Fancy Bears leak names of former Premier League footballers linked with banned substances
Fancy Bears has released documents that claim to reveal footballers who were cleared to use banned medicines during the 2010 World Cup.
In total, 28 players were given Therapeutic Use Exemptions (TUEs), which are handed to players to allow them to use a prohibited substance in order to treat a legitimate condition they have. Players must apply to the World Anti-Doping Agency (WADA) in order to get a TUE.
Argentina player Carlos Tevez, Germany’s Mario Gomez and Dirk Kuyt, from the Netherlands, were among those named in the leak. There is no suggestion that any of these players have violated any anti-doping rules. Tevez was using betamethasone, a corticosteroid with a variety of uses, including treating rheumatic disorders. Kuyt’s exemption allowed him to use dexamethasone, another corticosteroid used to treat allergies, skin conditions and arthritis. Gomez was allowed to use salbutamol, a medication that alleviates asthma by opening airways in the lungs.
Additional documents show that 160 players failed drug tests in 2016. Four of these tests were registered by UK Anti-Doping.

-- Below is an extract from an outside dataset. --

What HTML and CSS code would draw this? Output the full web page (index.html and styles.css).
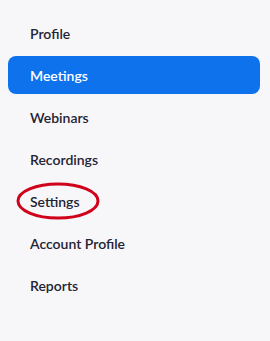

Three anonymous male players tested positive for cocaine and another male player had “methylenedioxymethamphetamine”, also known as ecstasy, in his system. The cocaine tests took place on 18 May 2015 and the ecstasy test took place on 18 August 2015.
The hackers leaked a number of documents too, including an email the FA’s head of integrity, Jenni Kennedy, sent to FIFA’s Alexis Weber, relating to investigations into players from three clubs for possible drug use.
Another document, sent from FIFA’s Greta Pons to Weber, stated: “According to the WADA statistic, football is the sport with the highest number of doping samples with approximately 30,000 samples per year on average.” Alphr has contacted the FA and FIFA for comment.
Fancy Bears released documents in July naming 50 athletes who were suspected of doping by the International Association of Athletics Federations (IAAF). One of the athletes was Mo Farah, who returned a sample that needed further testing.
The data showed he was flagged by a hematological expert as “likely doping; Passport suspicious; further data is required” from a test submitted on 23 November 2015. A later document from April 2016 shows that he did not undergo intensive testing in the next two months after the sample was flagged but is then cleared of suspicion as he was then flagged as “Normal”. He was later cleared of suspicion.
A spokesperson for Farah told IT Pro at the time that he has never failed a single blood test during his career. He said: “We have never been informed of any of Mo’s test results being outside of the legal parameters.”
The spokesperson added: “Nor has Mo ever been contacted by the IAAF about any individual result. It is totally incorrect and defamatory to suggest otherwise, and we will pursue any claims to the contrary through all necessary legal routes.”
The spokesperson pointed out that previous leaks from the organisation have included false or doctored documents in the past, and they have asked the IAAF to urgently look into the validity.